Exercise aim.
Keep only the lines where "components" appears.

Provided material.

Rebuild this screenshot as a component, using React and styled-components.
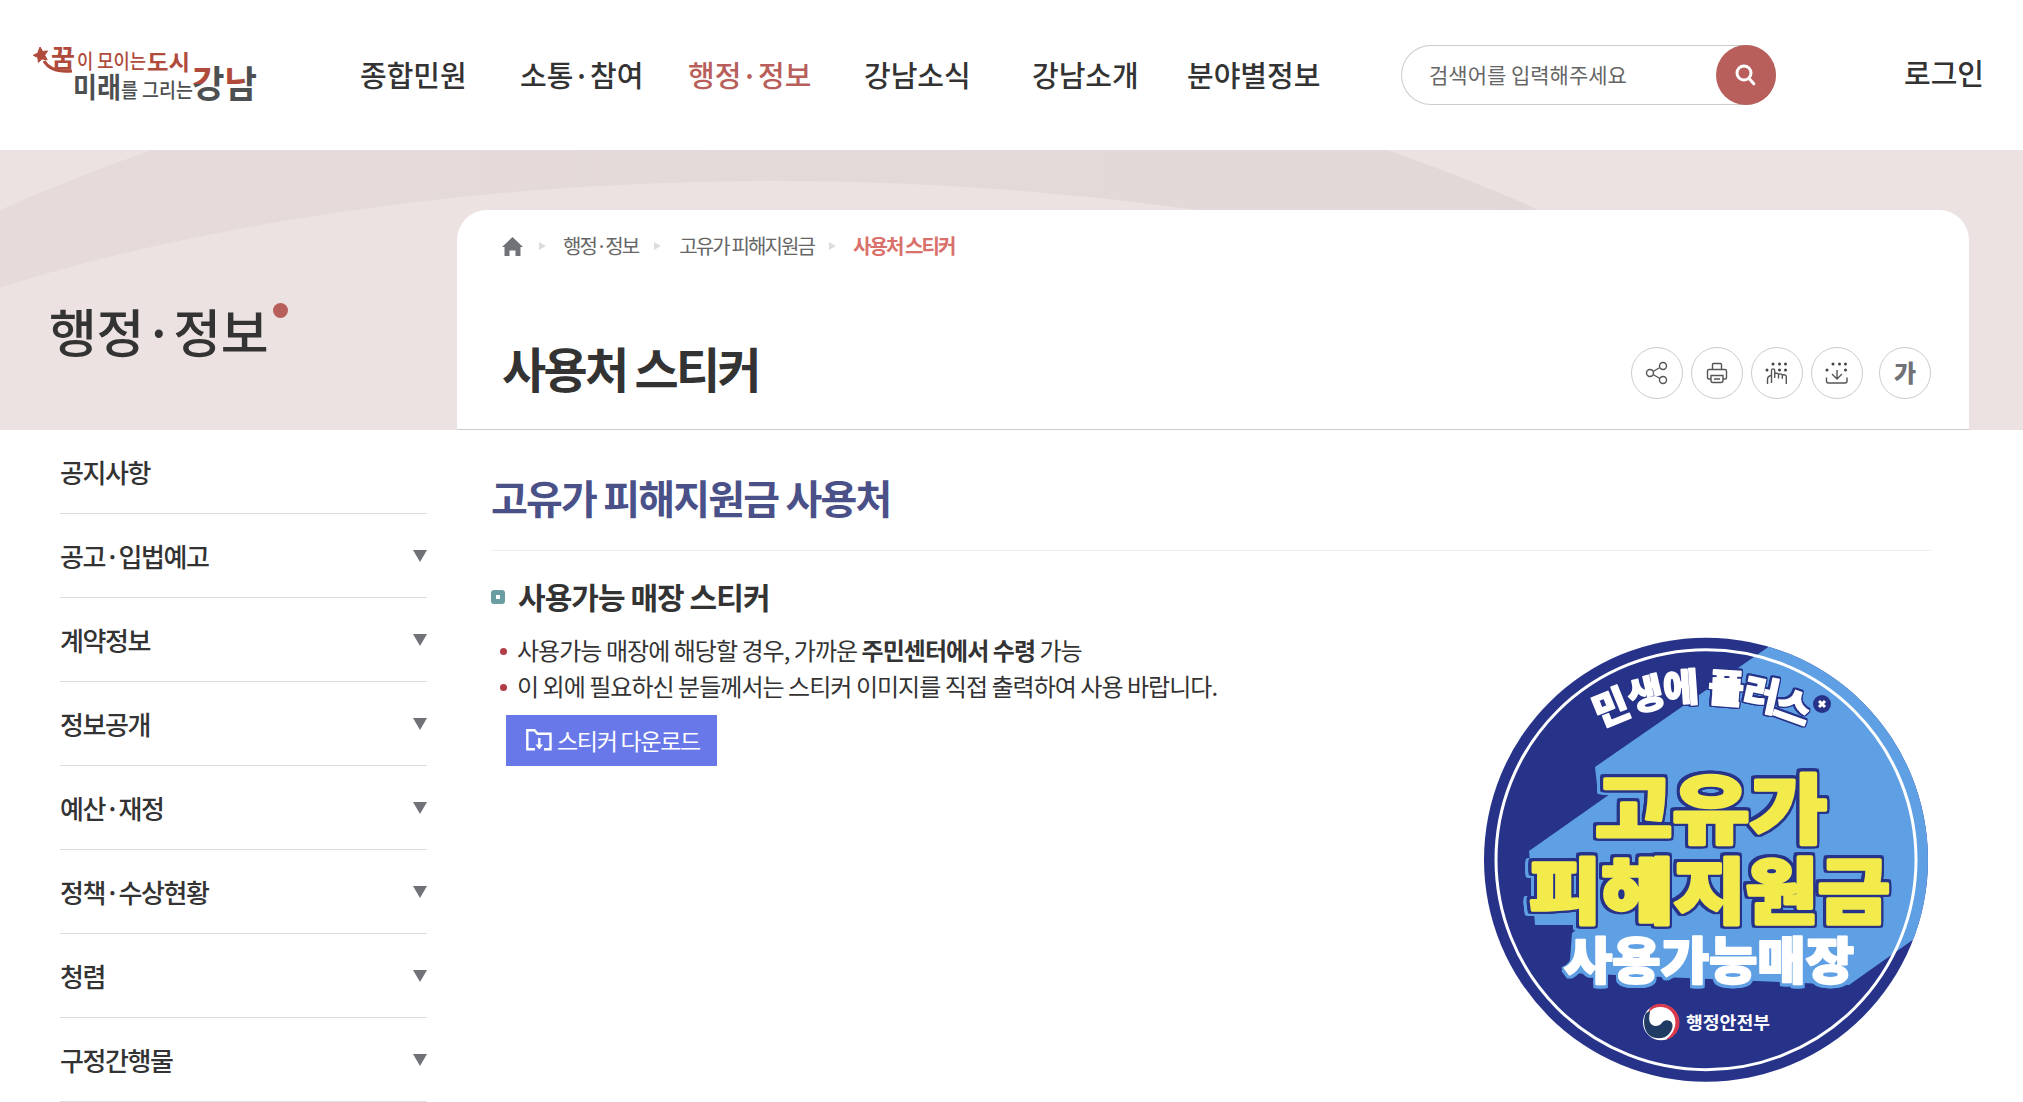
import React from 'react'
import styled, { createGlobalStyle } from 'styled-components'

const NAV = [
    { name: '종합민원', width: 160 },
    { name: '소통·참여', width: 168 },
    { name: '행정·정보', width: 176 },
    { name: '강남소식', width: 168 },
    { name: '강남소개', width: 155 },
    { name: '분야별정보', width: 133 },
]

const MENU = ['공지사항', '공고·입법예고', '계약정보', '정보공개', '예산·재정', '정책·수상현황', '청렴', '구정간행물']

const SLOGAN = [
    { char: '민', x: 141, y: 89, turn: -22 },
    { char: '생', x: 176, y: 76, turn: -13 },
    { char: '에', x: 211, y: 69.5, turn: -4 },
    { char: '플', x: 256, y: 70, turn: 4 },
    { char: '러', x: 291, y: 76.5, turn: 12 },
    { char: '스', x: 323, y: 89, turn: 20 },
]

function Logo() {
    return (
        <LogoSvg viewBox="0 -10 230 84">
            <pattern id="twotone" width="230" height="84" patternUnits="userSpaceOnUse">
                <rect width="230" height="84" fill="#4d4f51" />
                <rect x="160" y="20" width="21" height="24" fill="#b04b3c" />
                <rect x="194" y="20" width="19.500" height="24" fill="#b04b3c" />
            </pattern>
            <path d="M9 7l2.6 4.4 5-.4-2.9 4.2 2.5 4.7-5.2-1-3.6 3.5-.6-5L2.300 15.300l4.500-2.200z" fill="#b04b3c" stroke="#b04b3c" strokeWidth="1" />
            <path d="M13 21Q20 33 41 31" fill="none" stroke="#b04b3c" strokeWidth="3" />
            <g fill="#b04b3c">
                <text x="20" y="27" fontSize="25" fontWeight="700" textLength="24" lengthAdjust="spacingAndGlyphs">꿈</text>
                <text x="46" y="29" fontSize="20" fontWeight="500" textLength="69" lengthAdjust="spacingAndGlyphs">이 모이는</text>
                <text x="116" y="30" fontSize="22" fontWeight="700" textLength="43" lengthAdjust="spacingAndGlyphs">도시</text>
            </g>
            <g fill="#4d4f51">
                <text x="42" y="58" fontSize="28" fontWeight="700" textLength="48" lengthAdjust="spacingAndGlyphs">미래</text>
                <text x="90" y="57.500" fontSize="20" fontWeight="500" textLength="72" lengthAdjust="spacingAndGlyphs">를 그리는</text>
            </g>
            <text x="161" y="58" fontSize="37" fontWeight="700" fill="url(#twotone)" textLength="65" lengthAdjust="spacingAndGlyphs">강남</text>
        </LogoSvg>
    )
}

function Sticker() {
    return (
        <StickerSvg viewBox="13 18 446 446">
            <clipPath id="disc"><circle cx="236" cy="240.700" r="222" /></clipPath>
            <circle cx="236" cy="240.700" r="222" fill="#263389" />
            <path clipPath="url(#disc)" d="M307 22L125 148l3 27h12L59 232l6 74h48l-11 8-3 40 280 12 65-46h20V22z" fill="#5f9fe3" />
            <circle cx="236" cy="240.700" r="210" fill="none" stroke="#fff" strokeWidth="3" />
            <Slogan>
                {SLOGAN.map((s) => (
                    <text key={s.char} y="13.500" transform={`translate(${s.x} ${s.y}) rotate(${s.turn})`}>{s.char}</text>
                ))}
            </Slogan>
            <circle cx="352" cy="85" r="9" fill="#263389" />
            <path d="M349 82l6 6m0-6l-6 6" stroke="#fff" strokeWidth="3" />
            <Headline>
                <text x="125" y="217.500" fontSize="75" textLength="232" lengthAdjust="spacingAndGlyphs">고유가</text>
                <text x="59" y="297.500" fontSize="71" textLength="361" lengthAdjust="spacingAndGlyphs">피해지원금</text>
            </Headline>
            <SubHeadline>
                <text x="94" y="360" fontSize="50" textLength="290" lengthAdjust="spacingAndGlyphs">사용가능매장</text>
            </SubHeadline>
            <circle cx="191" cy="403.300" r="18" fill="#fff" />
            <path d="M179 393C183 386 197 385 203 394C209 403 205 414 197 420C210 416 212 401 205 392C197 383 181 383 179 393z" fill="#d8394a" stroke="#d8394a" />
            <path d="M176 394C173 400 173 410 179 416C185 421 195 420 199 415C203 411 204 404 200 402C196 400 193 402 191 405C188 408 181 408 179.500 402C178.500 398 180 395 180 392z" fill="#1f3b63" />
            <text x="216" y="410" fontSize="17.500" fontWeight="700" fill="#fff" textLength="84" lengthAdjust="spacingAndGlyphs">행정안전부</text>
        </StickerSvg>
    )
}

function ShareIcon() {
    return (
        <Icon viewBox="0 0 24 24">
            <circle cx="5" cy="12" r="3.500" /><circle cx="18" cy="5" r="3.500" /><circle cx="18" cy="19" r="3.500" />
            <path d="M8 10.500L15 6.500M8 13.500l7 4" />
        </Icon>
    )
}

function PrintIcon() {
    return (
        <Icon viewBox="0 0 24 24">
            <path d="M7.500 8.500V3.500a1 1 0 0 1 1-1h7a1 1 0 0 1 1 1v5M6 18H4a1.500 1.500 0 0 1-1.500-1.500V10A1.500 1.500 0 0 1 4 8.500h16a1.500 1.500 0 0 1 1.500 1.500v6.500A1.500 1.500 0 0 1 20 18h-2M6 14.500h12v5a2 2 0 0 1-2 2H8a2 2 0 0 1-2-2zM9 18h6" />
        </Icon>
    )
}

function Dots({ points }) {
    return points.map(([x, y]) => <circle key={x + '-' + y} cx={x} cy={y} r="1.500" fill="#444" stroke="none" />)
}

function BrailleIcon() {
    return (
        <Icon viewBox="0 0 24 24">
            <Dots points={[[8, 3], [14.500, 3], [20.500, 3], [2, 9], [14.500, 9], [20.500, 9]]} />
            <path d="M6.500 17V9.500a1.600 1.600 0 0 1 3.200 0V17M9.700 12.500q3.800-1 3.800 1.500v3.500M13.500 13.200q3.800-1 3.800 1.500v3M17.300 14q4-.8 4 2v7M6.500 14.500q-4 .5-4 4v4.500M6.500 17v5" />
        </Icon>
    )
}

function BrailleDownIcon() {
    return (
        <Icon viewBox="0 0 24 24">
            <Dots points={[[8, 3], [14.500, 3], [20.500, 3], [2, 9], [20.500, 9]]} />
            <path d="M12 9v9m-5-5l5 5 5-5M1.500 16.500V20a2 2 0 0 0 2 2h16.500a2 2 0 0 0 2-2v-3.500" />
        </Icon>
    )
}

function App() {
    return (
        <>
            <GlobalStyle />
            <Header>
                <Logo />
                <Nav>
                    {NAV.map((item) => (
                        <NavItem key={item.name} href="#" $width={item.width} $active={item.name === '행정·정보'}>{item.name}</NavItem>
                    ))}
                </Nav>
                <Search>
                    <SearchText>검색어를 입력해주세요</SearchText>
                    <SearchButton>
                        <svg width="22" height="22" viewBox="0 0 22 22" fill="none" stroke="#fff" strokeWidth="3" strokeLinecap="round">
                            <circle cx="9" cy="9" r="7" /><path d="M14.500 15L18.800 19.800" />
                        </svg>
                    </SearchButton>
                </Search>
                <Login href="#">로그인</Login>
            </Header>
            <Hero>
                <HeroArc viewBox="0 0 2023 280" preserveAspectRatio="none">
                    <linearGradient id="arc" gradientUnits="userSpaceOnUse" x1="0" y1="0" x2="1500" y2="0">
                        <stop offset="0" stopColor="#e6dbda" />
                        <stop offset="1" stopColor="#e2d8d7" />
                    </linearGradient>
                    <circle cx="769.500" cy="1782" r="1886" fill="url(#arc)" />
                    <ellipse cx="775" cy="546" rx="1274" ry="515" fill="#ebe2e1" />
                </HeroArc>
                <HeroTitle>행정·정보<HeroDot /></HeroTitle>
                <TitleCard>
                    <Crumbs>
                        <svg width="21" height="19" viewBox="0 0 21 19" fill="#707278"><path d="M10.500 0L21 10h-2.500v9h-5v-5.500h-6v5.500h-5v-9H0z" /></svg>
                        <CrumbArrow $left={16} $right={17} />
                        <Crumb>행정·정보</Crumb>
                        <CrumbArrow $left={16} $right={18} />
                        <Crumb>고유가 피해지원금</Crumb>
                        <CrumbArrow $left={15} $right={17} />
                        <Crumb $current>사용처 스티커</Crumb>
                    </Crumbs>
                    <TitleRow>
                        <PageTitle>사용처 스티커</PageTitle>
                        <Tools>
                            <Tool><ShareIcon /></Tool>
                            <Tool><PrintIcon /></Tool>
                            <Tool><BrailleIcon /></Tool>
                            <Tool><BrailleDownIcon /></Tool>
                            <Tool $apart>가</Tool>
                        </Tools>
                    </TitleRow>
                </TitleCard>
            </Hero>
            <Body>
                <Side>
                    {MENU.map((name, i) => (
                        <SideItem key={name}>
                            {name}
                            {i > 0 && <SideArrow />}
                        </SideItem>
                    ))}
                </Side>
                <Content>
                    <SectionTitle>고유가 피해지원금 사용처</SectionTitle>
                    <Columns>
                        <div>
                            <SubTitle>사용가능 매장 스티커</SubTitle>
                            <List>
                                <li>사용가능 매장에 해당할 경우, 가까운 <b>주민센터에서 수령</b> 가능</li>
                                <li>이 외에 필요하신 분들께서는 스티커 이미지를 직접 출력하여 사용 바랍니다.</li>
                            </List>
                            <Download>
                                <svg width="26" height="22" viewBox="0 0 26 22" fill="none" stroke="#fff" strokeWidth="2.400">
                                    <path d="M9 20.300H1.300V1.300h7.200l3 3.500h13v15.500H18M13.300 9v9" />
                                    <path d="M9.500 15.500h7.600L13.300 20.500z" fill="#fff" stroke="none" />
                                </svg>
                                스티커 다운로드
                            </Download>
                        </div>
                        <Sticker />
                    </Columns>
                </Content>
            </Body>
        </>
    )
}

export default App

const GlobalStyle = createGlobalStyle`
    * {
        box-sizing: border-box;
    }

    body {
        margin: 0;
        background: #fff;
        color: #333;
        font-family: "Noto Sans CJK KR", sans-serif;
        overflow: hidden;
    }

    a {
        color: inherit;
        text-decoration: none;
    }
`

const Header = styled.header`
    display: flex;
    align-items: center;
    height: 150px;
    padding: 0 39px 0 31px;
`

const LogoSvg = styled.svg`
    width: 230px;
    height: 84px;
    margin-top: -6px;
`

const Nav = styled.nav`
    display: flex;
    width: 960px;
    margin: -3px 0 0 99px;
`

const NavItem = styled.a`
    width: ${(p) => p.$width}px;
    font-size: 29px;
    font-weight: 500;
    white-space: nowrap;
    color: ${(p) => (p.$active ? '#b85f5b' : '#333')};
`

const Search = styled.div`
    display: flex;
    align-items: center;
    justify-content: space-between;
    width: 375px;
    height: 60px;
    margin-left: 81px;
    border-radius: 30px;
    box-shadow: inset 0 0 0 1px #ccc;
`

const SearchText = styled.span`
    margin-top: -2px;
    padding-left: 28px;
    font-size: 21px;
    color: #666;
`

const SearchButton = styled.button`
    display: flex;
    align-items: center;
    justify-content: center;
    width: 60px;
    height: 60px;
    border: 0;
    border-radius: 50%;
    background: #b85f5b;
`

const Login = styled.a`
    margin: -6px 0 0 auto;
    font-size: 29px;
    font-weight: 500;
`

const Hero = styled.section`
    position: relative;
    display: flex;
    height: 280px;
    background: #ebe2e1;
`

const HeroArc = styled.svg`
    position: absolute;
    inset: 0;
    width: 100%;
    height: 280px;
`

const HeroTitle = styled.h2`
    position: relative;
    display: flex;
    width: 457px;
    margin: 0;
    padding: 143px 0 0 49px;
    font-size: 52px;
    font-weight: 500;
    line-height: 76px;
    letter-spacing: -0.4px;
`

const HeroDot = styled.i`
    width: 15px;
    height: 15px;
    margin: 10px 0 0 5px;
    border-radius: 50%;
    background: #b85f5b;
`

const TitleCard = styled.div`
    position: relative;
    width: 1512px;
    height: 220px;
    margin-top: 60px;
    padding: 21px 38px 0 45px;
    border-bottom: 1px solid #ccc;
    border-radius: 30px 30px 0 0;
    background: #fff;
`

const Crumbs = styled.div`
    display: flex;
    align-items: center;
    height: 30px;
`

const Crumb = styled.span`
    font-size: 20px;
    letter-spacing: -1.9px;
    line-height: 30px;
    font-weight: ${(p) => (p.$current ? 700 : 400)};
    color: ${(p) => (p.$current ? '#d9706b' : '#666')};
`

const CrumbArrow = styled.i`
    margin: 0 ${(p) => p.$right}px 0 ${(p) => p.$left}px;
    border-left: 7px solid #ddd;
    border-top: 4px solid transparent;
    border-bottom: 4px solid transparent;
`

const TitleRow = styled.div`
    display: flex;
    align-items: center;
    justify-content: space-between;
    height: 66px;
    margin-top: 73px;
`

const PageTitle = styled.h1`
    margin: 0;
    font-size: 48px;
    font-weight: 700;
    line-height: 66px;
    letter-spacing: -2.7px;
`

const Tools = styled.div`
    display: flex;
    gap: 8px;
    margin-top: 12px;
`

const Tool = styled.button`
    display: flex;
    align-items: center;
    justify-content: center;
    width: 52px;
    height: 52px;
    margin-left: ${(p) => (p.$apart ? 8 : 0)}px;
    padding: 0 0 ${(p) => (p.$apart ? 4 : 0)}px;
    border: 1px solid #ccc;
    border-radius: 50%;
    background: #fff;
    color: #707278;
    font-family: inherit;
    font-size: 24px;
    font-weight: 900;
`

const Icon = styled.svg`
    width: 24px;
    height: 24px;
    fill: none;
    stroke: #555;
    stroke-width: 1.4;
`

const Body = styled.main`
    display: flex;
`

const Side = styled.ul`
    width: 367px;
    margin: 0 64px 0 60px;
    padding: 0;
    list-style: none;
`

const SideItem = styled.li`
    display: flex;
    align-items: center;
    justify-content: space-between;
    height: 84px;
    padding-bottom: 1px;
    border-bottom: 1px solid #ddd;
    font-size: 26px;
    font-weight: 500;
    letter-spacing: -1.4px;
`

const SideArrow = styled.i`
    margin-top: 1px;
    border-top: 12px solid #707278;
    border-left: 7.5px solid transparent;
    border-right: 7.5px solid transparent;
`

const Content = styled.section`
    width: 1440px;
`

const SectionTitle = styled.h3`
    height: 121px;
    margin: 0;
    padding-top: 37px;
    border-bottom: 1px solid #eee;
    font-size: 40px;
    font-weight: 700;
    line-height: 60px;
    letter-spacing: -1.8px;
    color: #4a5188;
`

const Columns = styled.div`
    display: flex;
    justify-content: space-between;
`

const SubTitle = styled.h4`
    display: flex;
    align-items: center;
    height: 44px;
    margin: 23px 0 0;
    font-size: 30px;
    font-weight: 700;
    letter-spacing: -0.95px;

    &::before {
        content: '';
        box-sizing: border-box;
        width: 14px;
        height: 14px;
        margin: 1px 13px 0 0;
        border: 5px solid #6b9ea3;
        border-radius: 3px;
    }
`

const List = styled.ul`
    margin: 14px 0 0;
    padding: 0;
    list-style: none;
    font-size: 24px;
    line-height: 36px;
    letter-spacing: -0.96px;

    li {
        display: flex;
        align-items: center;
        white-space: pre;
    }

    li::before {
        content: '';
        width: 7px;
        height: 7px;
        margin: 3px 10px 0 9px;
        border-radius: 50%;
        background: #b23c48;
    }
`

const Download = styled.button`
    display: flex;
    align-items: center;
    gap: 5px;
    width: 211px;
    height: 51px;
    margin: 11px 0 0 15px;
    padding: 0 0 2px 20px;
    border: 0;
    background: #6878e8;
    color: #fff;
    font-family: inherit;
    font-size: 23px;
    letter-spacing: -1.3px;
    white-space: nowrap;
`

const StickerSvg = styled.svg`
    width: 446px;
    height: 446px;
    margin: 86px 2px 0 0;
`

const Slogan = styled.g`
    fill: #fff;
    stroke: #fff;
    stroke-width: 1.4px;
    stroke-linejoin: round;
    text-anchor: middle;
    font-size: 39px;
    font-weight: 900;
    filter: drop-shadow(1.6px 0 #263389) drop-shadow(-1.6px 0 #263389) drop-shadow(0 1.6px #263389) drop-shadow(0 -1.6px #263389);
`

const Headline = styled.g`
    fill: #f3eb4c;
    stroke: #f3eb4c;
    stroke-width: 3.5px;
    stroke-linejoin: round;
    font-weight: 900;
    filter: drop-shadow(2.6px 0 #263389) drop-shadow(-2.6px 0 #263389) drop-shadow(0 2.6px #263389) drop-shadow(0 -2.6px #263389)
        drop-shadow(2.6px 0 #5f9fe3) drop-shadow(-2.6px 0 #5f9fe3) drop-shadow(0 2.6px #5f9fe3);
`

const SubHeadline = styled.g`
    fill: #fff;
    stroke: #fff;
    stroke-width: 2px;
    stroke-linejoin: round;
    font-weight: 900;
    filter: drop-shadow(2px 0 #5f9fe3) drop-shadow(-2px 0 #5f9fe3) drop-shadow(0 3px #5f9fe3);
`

Solution for this exercise.
Rebuild this screenshot as a component, using React and styled-components.
import styled, { createGlobalStyle } from 'styled-components'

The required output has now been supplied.